Listing prices used to convey valuable information.  Appraisers included them in reports to lenders presumably because they gave an indication of where the market might be heading.   They were a sneak peak into the future.  If listing prices were down for similar homes, the market might be declining and if listing prices were higher than the most recent sales, it was one indicator of an increasing or at least stable market.

But then came the animal that rendered the listing price meaningless: the short sale.  The listing price on a short sale may have no correlation to what the seller or the bank will accept for the home.  It often has no correlation to the fair market value and it can not, without due caution and some investigation, be used as an indicator of whether the market is increasing or decreasing.  In a short sale, the listing price can be, and often is, somewhat meaningless.

Why?  Its a result of the system set up by most banks to handle short sales.  Almost all banks will not review or approve a price for a short sale until there is an offer in on the property.  No offer, no approval.  This simple rule drives short sale agents to get offers.  Any offers.  Let me be clear.  I mean ANY offers. Low, high, medium, serious or just throwing a noodle at the wall offer to see if it sticks offers.  Any offer, however absurd, may be enough to get the bank moving.

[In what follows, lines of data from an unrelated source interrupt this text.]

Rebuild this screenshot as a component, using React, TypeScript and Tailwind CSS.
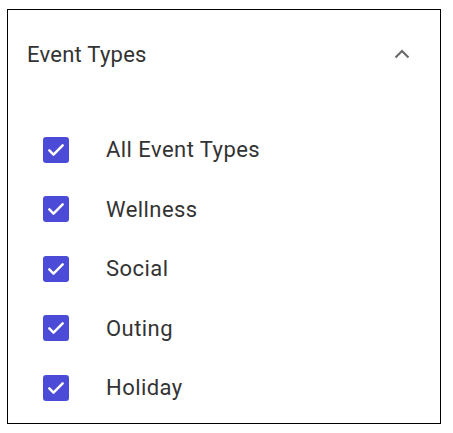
const items = ["All Event Types", "Wellness", "Social", "Outing", "Holiday"];

function CheckIcon() {
  return (
    <span className="flex h-[26px] w-[26px] items-center justify-center rounded-[3px] bg-[#4b4bd8]">
      <svg width="20" height="20" viewBox="0 0 24 24" fill="none">
        <path d="M4 12.5l5 5L20 6.5" stroke="white" strokeWidth="3" strokeLinecap="round" strokeLinejoin="round" />
      </svg>
    </span>
  );
}

export default function App() {
  return (
    <div className="h-[433px] w-[453px] bg-white pl-[7px] pt-[9px]" style={{ fontFamily: "Roboto, 'Liberation Sans', sans-serif" }}>
      <div className="h-[415px] w-[434px] border border-black">
        <div className="flex h-[88px] items-center justify-between pl-[19px] pr-[30px]">
          <h2 className="text-[22px] tracking-[0.25px] text-[#333333]">Event Types</h2>
          <svg width="16" height="10" viewBox="0 0 16 10" fill="none">
            <path d="M1.5 8.5L8 2l6.5 6.5" stroke="#6b6b6b" strokeWidth="2.2" />
          </svg>
        </div>
        <ul className="mt-[22px] flex flex-col">
          {items.map((label) => (
            <li key={label} className="flex h-[59.5px] items-center pl-[35px]">
              <CheckIcon />
              <span className="ml-[37px] text-[22px] tracking-[0.45px] text-[#333333]">{label}</span>
            </li>
          ))}
        </ul>
      </div>
    </div>
  );
}
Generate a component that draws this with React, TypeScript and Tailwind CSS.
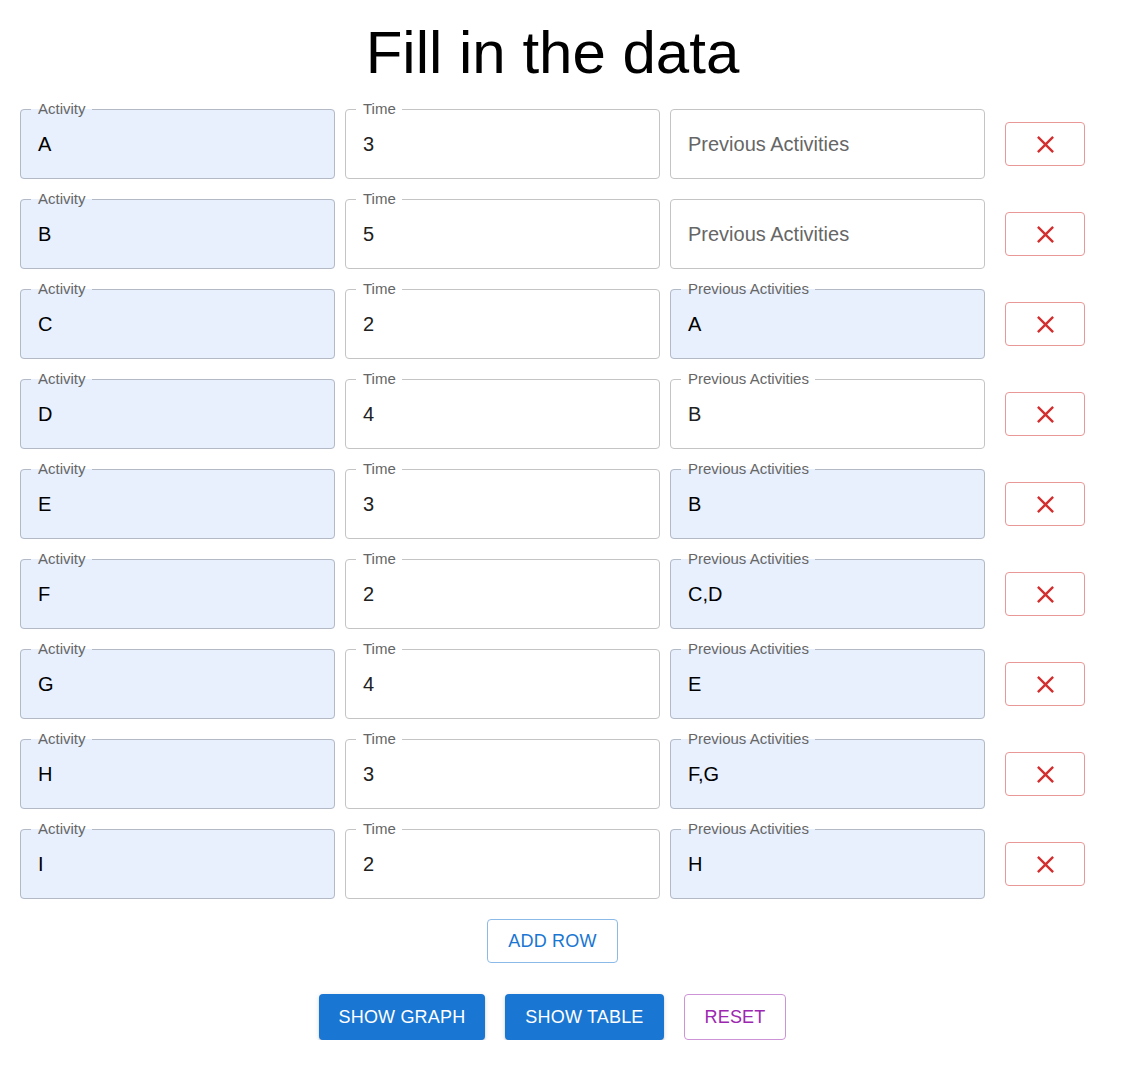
const rows = [
  { activity: "A", time: "3", prev: "", prevFilled: false },
  { activity: "B", time: "5", prev: "", prevFilled: false },
  { activity: "C", time: "2", prev: "A", prevFilled: true },
  { activity: "D", time: "4", prev: "B", prevFilled: false },
  { activity: "E", time: "3", prev: "B", prevFilled: true },
  { activity: "F", time: "2", prev: "C,D", prevFilled: true },
  { activity: "G", time: "4", prev: "E", prevFilled: true },
  { activity: "H", time: "3", prev: "F,G", prevFilled: true },
  { activity: "I", time: "2", prev: "H", prevFilled: true },
];

function Field({ label, value, filled }: { label: string; value: string; filled: boolean }) {
  const box = filled
    ? "bg-[#e8f0fe] border-[#b3bac6]"
    : "bg-white border-[#c4c4c4]";
  return (
    <fieldset className={`w-[315px] min-w-0 border rounded ${box}`}>
      {value ? (
        <legend className="ml-[10px] pl-[7px] pr-[6px] text-[15px] leading-4 text-[#666]">
          {label}
        </legend>
      ) : (
        <legend className="ml-[10px] p-0 w-0 h-4" />
      )}
      <div className="h-[68px] -mt-[7px] flex items-center px-[17px] text-[20px]">
        {value ? (
          <span className={filled ? "text-black" : "text-[#212121]"}>{value}</span>
        ) : (
          <span className="text-[#666]">{label}</span>
        )}
      </div>
    </fieldset>
  );
}

function DeleteButton() {
  return (
    <button className="ml-[10px] mt-2 w-20 h-11 flex items-center justify-center rounded border border-[#e99797] bg-white text-[#d32f2f]">
      <svg viewBox="0 0 24 24" width="29" height="29" fill="currentColor">
        <path d="M19 6.41 17.59 5 12 10.59 6.41 5 5 6.41 10.59 12 5 17.59 6.41 19 12 13.41 17.59 19 19 17.59 13.41 12z" />
      </svg>
    </button>
  );
}

const raised =
  "shadow-[0_3px_1px_-2px_rgba(0,0,0,0.2),0_2px_2px_0_rgba(0,0,0,0.14),0_1px_5px_0_rgba(0,0,0,0.12)]";

export default function App() {
  return (
    <div className="w-fit px-5 font-['Liberation_Sans',Arial,sans-serif] bg-white">
      <h1 className="mt-[17px] text-center text-[60px] leading-[72px] text-black">Fill in the data</h1>
      <div className="mt-3 flex flex-col gap-3">
        {rows.map((r) => (
          <div key={r.activity} className="flex items-center gap-[10px]">
            <Field label="Activity" value={r.activity} filled />
            <Field label="Time" value={r.time} filled={false} />
            <Field label="Previous Activities" value={r.prev} filled={r.prevFilled} />
            <DeleteButton />
          </div>
        ))}
      </div>
      <div className="mt-5 flex justify-center">
        <button className="h-11 px-5 rounded border border-[#8cbae8] text-[#1976d2] text-[18px] tracking-[0.01em] bg-white">
          ADD ROW
        </button>
      </div>
      <div className="mt-[31px] flex justify-center gap-5">
        <button className={`h-[46px] px-5 rounded bg-[#1976d2] text-white text-[18px] tracking-[0.01em] ${raised}`}>
          SHOW GRAPH
        </button>
        <button className={`h-[46px] px-5 rounded bg-[#1976d2] text-white text-[18px] tracking-[0.01em] ${raised}`}>
          SHOW TABLE
        </button>
        <button className="h-[46px] px-5 rounded border border-[#cd93d7] text-[#9c27b0] text-[18px] tracking-[0.01em] bg-white">
          RESET
        </button>
      </div>
    </div>
  );
}
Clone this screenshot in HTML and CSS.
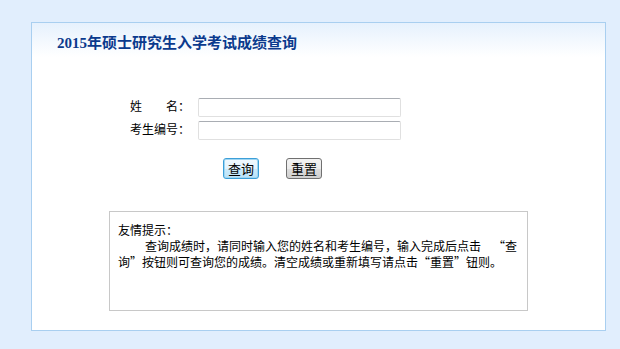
FILE: index.html
```html
<!DOCTYPE html>
<html lang="zh-CN">
<head>
    <meta charset="UTF-8">
    <title>2015年硕士研究生入学考试成绩查询</title>
    <link rel="stylesheet" href="styles.css">
</head>
<body>
    <div class="panel">
        <h1 class="title">2015年硕士研究生入学考试成绩查询</h1>

        <form class="query-form">
            <div class="row">
                <label for="xm">姓&emsp;&emsp;名：</label>
                <input type="text" id="xm" name="xm">
            </div>
            <div class="row">
                <label for="ksbh">考生编号：</label>
                <input type="text" id="ksbh" name="ksbh">
            </div>
            <div class="buttons">
                <button type="submit" class="btn btn-focus">查询</button>
                <button type="reset" class="btn">重置</button>
            </div>
        </form>

        <div class="tips">
            <p>友情提示：</p>
            <p class="indent">查询成绩时，请同时输入您的姓名和考生编号，输入完成后点击 “查询”按钮则可查询您的成绩。清空成绩或重新填写请点击“重置”钮则。</p>
        </div>
    </div>
</body>
</html>
```

FILE: styles.css
```css
body {
    margin: 0;
    padding: 22px 0 0 31px;
    background-color: #e1eefd;
    font-family: "Liberation Sans", "Noto Sans CJK SC", sans-serif;
    font-size: 12px;
    color: #000;
}
.panel {
    width: 573px;
    height: 307px;
    border: 1px solid #a9cff0;
    background: linear-gradient(to bottom, #e6f1fd 0px, #ffffff 34px, #ffffff 100%);
}
.title {
    margin: 10px 0 0 25px;
    font-family: "Liberation Serif", "Noto Sans CJK SC", serif;
    font-size: 15px;
    line-height: 20px;
    font-weight: bold;
    color: #0b3a8d;
}
.query-form {
    margin: 45px 0 0 98px;
}
.row {
    display: flex;
    align-items: center;
    margin-bottom: 4px;
}
.row label {
    width: 68px;
    line-height: 19px;
}
.row input {
    width: 197px;
    height: 13px;
    padding: 2px;
    border: 1px solid #e0e0e0;
    border-top-color: #a9adb3;
    border-radius: 2px;
    font-size: 12px;
}
.buttons {
    display: flex;
    gap: 27px;
    margin: 18px 0 0 93px;
}
.btn {
    width: 36px;
    height: 21px;
    padding: 0;
    border: 1px solid #707070;
    border-radius: 3px;
    background: linear-gradient(to bottom, #f3f3f3 0%, #ebebeb 50%, #dddddd 51%, #cfcfcf 100%);
    font-family: "Noto Sans CJK SC", sans-serif;
    font-size: 13px;
    line-height: 18px;
    color: #000;
}
.btn-focus {
    border: 1px solid #3c9fd8;
    box-shadow: inset 0 0 0 1px #9fd6f3;
    background: linear-gradient(to bottom, #f2f9fe 0%, #e3f3fd 50%, #cdebfb 51%, #b9e2f8 100%);
}
.tips {
    width: 401px;
    height: 88px;
    margin: 32px 0 0 77px;
    padding: 10px 8px 0 8px;
    border: 1px solid #c8c8c8;
    font-family: "Noto Sans CJK SC", sans-serif;
    font-feature-settings: "fwid";
}
.tips p {
    margin: 0;
    line-height: 16px;
}
.tips .indent {
    text-indent: 27px;
}
```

In search of "any" offer, the short sale agent is tempted to price the listing well below its fair market value.  For serious but unaware buyers, there are risks to this approach.  I have found that buyers who make offers on unrealistically low priced homes are disappointed when they are not accepted by the seller or approved by the bank.  These buyers are many times outbid by more savvy buyers who are aware of the short sale agent's tactics and make a still favorable, but above asking price offer.  If not outbid by savvy buyers, these unaware buyers are shocked when the bank comes back with an approved price that is much closer to the current value of the home. 

For serious buyers (and for agents and appraisers as well), it is important to understand that the listing price doesn't mean what it used to mean.  It just might be a meaningless... and its the short sale that did it. 

If you have any questions, give me a call. (714) 863-5485

 

 

 


Posted by Melinda Johnson on January 14th, 2009 10:07 PMPost a Comment (0)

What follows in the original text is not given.